Moffett, of 81 North Allen St., apartment 1, was charged with first-degree robbery and second-degree assault, both felonies; and second-degree menacing, fourth-degree criminal possession of a weapon, and endangering the welfare of a child, all misdemeanors.
Police got a call at 12:23 p.m. on Feb. 14 of an assault near the Best Buy store on the mall’s second floor, according to a release from the Guilderland Police, which described the events this way:
During an altercation between Moffett and a woman she knew, Moffett stabbed the other woman in the left arm, police say, before fleeing toward the Best Buy parking lot. The victim, with a laceration to her left arm, was taken by Guilderland Emergency Medical Services to Albany Medical Center Hospital.
Moffett was arraigned in Guilderland Town Court before Judge Bryan Clenahan, and was remanded to Albany County’s jail with bail set at $4,000, police said on Saturday.
There have been three brawls at Crossgates over the past two months, two of them caught on videos that were then posted to social media. One of those was on Christmas Eve in the Beef Jerky Outlet, the other on Jan. 26 outside lululemon athletica.
A third, which was not reported by other media but which Guilderland Police have confirmed, happened Jan. 11, starting at the mall entrance to Burlington Coat Factory and then moving throughout the store, with people throwing signs and a stroller. One local resident contacted The Enterprise to say that she and others, including her 73-year-old mother, had hidden in a storage closet until the fight ended.
In November 2016, a gun was fired in Crossgates Mall, causing panicked shoppers to flee and resulting in a lockdown while police searched the premises. One young man was acquitted of several charges including possessing a firearm, in the incident, but convicted of reckless endangerment. The prosecution in the case said the shooting was gang-related.
The Guilderland Police are currently hammering out the details of an agreement with Pyramid for stepped-up patrols at the mall, Deputy Chief Curtis Cox told The Enterprise earlier. He said in late January that he expected to make an announcement about it “in the next couple of days.”
No announcement has been made yet.
Guilderland Police already patrol Crossgates, in two different programs, Cox told The Enterprise earlier.
Mall patrols involving officers who are working overtime are reimbursed to the police department by Pyramid Management, owners of Crossgates Mall. These officers concentrate on common areas like the food court.

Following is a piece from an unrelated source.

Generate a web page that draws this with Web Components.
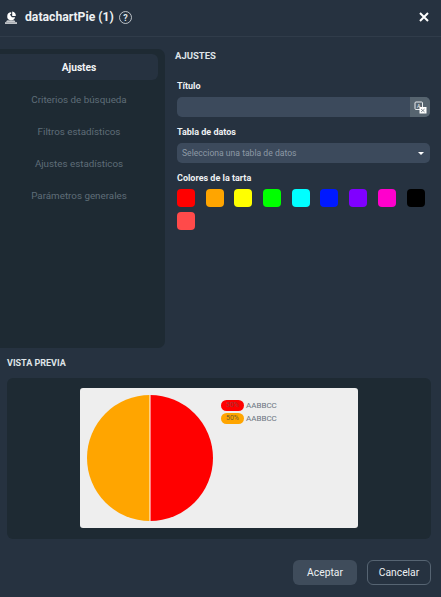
<!DOCTYPE html>
<html lang="es"><head><meta charset="utf-8"><title>datachartPie</title>
<style>
html,body{margin:0;padding:0;background:#263240;height:100%;overflow:hidden}
body{font-family:Roboto,"Liberation Sans",sans-serif;color:#e8ecef}
</style></head><body>
<chart-dialog></chart-dialog>
<script>
function def(name,html,init){
  customElements.define(name,class extends HTMLElement{
    connectedCallback(){
      if(!this.shadowRoot){this.attachShadow({mode:'open'}).innerHTML=html;if(init)init(this)}
    }
  });
}
def('dialog-header',`<style>
:host{display:flex;align-items:center;height:37px;box-sizing:border-box;border-bottom:1px solid #303c4a;padding:0 12px 2px 5px;font-size:12.2px;font-weight:700;color:#eef1f3}
svg{display:block;flex:none}
.t{margin-left:7px}
.h{margin-left:5px}
.x{margin-left:auto}
</style>
<svg width="13" height="13" viewBox="0 0 13 13"><path fill="#fff" d="M6.2 1.2a4 4 0 1 0 3.9 5H6.9L4.9 3.4 6.2 2.7z"/><path fill="#fff" d="M7.2.6v4.4h3.6A4.3 4.3 0 0 0 7.2.6z"/><rect x="0" y="11.4" width="12" height="1.3" fill="#fff"/><path fill="#fff" d="M2 9.6h7.4l1 1.2H1z"/></svg>
<span class="t">datachartPie (1)</span>
<svg class="h" width="13" height="13" viewBox="0 0 13 13"><circle cx="6.5" cy="6.5" r="6" fill="none" stroke="#dfe4e8" stroke-width=".8"/><text x="6.5" y="9.6" text-anchor="middle" font-family="Roboto,sans-serif" font-size="9" fill="#dfe4e8">?</text></svg>
<svg class="x" width="10" height="10" viewBox="0 0 10 10"><path d="M1 1l8 8M9 1l-8 8" stroke="#fff" stroke-width="2"/></svg>`);

def('side-nav',`<style>
:host{display:block;width:165px;height:299px;box-sizing:border-box;background:#1e2a33;border-radius:0 7px 7px 0;padding:5px 7px 0 0;flex:none}
.i{height:32px;display:flex;align-items:center;justify-content:center;font-size:9.8px;color:#5f6d78}
.a{height:26px;background:#263240;border-radius:0 6px 6px 0;color:#f2f4f6;font-weight:700;font-size:10.2px;margin-bottom:3px}
</style>
<div class="i a">Ajustes</div>
<div class="i">Criterios de búsqueda</div>
<div class="i">Filtros estadísticos</div>
<div class="i">Ajustes estadísticos</div>
<div class="i">Parámetros generales</div>`);

def('form-field',`<style>
:host{display:block;margin-bottom:9px}
label{display:block;font-size:9px;font-weight:700;color:#eef1f3;line-height:13px;margin-bottom:4px}
</style><label></label><slot></slot>`,el=>{el.shadowRoot.querySelector('label').textContent=el.getAttribute('label')});

def('text-input',`<style>
:host{display:flex;height:20px;background:#3c4a5c;border-radius:5px;overflow:hidden}
.b{margin-left:auto;width:20px;background:#56646f;display:flex;align-items:center;justify-content:center}
</style><div class="b"><svg width="13" height="13" viewBox="0 0 13 13"><rect x="1" y="1" width="7.5" height="7.5" rx="1" fill="none" stroke="#e8ecef" stroke-width="1"/><text x="4.7" y="7" text-anchor="middle" font-family="Roboto,sans-serif" font-size="5.5" fill="#e8ecef">A</text><rect x="5.5" y="6" width="7" height="6.5" fill="#fff"/><path d="M7 8l3.6 3M10.6 8L7 11" stroke="#56646f" stroke-width=".7"/></svg></div>`);

def('select-input',`<style>
:host{display:flex;align-items:center;height:20px;background:#3c4a5c;border-radius:5px;padding:0 6px 0 5px;font-size:8.6px;color:#8d99a5}
i{margin-left:auto;width:0;height:0;border:3.5px solid transparent;border-top:3.5px solid #fff;border-bottom:0}
</style><span>Selecciona una tabla de datos</span><i></i>`);

def('color-swatches',`<style>
:host{display:flex;flex-wrap:wrap;gap:5px 10.7px}
b{width:18px;height:18px;border-radius:4px;display:block}
</style>`+['#ff0000','#ffa500','#ffff00','#00ff00','#00ffff','#0019ff','#8000ff','#ff00cc','#000000','#ff4a4a'].map(c=>`<b style="background:${c}"></b>`).join(''));

def('pie-preview',`<style>
:host{display:flex;margin:0 auto;width:278px;height:140px;box-sizing:border-box;background:#eeeeee;border-radius:3px;padding:7px}
svg{display:block;flex:none}
.l{margin-left:8px;padding-top:5px;font-size:8px;color:#6b7480;line-height:11px}
.r{display:flex;align-items:center;gap:2px;height:11px;margin-bottom:2px}
.p{width:23px;height:11px;border-radius:6px;font-size:7px;text-align:center;color:#6b5a30;line-height:11px}
</style>
<svg width="126" height="126" viewBox="0 0 126 126"><path d="M63 0a63 63 0 0 1 0 126z" fill="#ff0000"/><path d="M63 126a63 63 0 0 1 0-126z" fill="#ffa500"/><path d="M63 0v126" stroke="#fff" stroke-width="1"/></svg>
<div class="l"><div class="r"><span class="p" style="background:#ff0000;color:#9c3a3a">50%</span><span>AABBCC</span></div><div class="r"><span class="p" style="background:#ffa500">50%</span><span>AABBCC</span></div></div>`);

def('app-button',`<style>
:host{display:flex;align-items:center;justify-content:center;width:64px;height:25px;box-sizing:border-box;border-radius:6px;font-size:10.3px;color:#eef1f3;background:#3f4c5b}
:host([outline]){background:transparent;border:1px solid #566472}
</style><slot></slot>`);

def('chart-dialog',`<style>
:host{display:block;width:441px;height:597px;background:#263240}
.body{display:flex;padding-top:12px;height:299px}
.main{flex:1;padding:0 11px 0 10px}
h2{font-size:9px;font-weight:700;color:#dfe4e8;margin:0;line-height:13px}
.main h2{font-size:9.5px}
.form{padding:18px 0 0 2px}
.sec{padding:9px 10px 0 7px}
.sec h2{margin-bottom:8px}
.panel{background:#1e2a33;border-radius:6px;height:161px;padding-top:10px;box-sizing:border-box}
.foot{display:flex;justify-content:flex-end;gap:10px;padding:21px 10px 0 0}
</style>
<dialog-header></dialog-header>
<div class="body"><side-nav></side-nav>
<div class="main"><h2>AJUSTES</h2>
<div class="form">
<form-field label="Título"><text-input></text-input></form-field>
<form-field label="Tabla de datos"><select-input></select-input></form-field>
<form-field label="Colores de la tarta"><color-swatches></color-swatches></form-field>
</div></div></div>
<div class="sec"><h2>VISTA PREVIA</h2><div class="panel"><pie-preview></pie-preview></div></div>
<div class="foot"><app-button>Aceptar</app-button><app-button outline>Cancelar</app-button></div>`);
</script></body></html>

Another program involves officers in the Retail Intervention Detail, or RID, which is not reimbursed by the mall. This program arose in response to a new trend in shoplifting, Cox told The Enterprise in December 2018, in which groups of people — two, or three, or five people — work together to create a distraction. This may involve throwing clothing racks onto the floor, and yelling and screaming, he said; the people involved in the disruption may do the shoplifting themselves, or their associates in another part of the store might do it.
Sometimes the theft is not noticed until after the disruption has ended, he said.
The age of the perpetrators varies, but generally they are kids or young adults, Cox told The Enterprise earlier.